Optimization of Thermally Radiative and Mass Wavy Flow Analysis Affected by Induced Magnetic Field and Joule Heating

The role of magnetic induction is declared fundamental in many technological systems, including electric generators, inductors, transformers, and so on. This is an important source for converting energy from one form to another while utilizing electromagnetic induction. This phenomenon is efficient when the induced magnetic field is introduced in the materials' wavy motion affected by mass and heat gradients. The complex, wavy dynamics of the materials become more useful if the heat transfer is effectively enhanced via the external thermal radiation. These aspects are explicitly studied in this study. The mathematical equations formulated in the presence of these aforementioned effects are based on the low Reynolds number.

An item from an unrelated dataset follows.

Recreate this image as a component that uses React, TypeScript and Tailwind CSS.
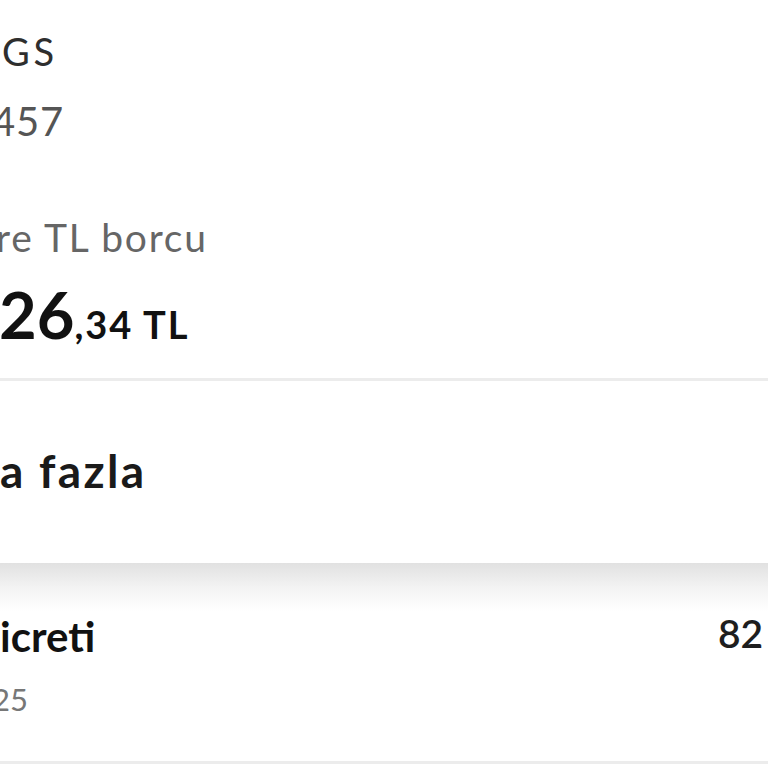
const font = { fontFamily: "Lato, 'Noto Sans', sans-serif" };

export default function App() {
  return (
    <div className="w-[768px] h-[768px] overflow-hidden bg-white" style={font}>
      <section className="pt-[32px]">
        <p className="text-[38px] leading-none tracking-[0.1em] text-[#2e2e2e] ml-[2px]">GS</p>
        <p className="mt-[31px] text-[40px] leading-none tracking-[0.02em] text-[#555555] -ml-[8px]">457</p>
        <p className="mt-[77px] text-[39px] leading-none tracking-[0.045em] text-[#666666] -ml-[4px] whitespace-nowrap">
          re TL borcu
        </p>
        <div className="mt-[25px] flex items-baseline leading-none text-[#111111] whitespace-nowrap">
          <span className="text-[65px] font-bold -ml-[1px]">26</span>
          <span className="text-[38px] font-bold tracking-[0.05em]">,34 TL</span>
        </div>
        <div className="mt-[31px] h-[3px] bg-[#ececec]" />
      </section>

      <section className="pt-[67px] pb-[69px]">
        <p className="text-[46px] font-bold leading-none tracking-[0.05em] text-[#1a1a1a] whitespace-nowrap">a fazla</p>
      </section>

      <section className="bg-[linear-gradient(to_bottom,#e1e1e1,#f4f4f4_26px,#ffffff_48px)] pt-[52px]">
        <div className="flex items-start justify-between">
          <div>
            <p className="text-[42px] font-bold leading-none text-[#111111]">icreti</p>
            <p className="mt-[27px] text-[31px] leading-none text-[#777777] -ml-[8px]">25</p>
          </div>
          <span className="-mt-[1px] text-[39px] font-semibold leading-none text-[#1e1e1e] -mr-[4px] w-[54px] overflow-hidden whitespace-nowrap">
            82
          </span>
        </div>
        <div className="mt-[46px] h-[3px] bg-[#ececec]" />
      </section>
    </div>
  );
}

Every physical trend is validated through a test of the relevant parameter while plotting its graphical view. The results offer valuable insights for the design and control of advanced fluid systems where these effects play a crucial role in system performance. Flow, thermal, and mass transfer analyses are comprehensively addressed. An explicit and significant influence of the induced magnetic factor on the flow pattern is noticed. The material factor reduces the surface drag force, and the Dufour and Soret numbers both reduce the heat and mass flows, respectively. The reciprocal magnetic Prandtl number uplifted the wavy flow speed of the material, and an opposite conduct is detected through the magnetic factor. The radiation effect enhanced the material temperature, and a reduction in the concentration was noticed while plotting the behavior of the chemical reaction factor.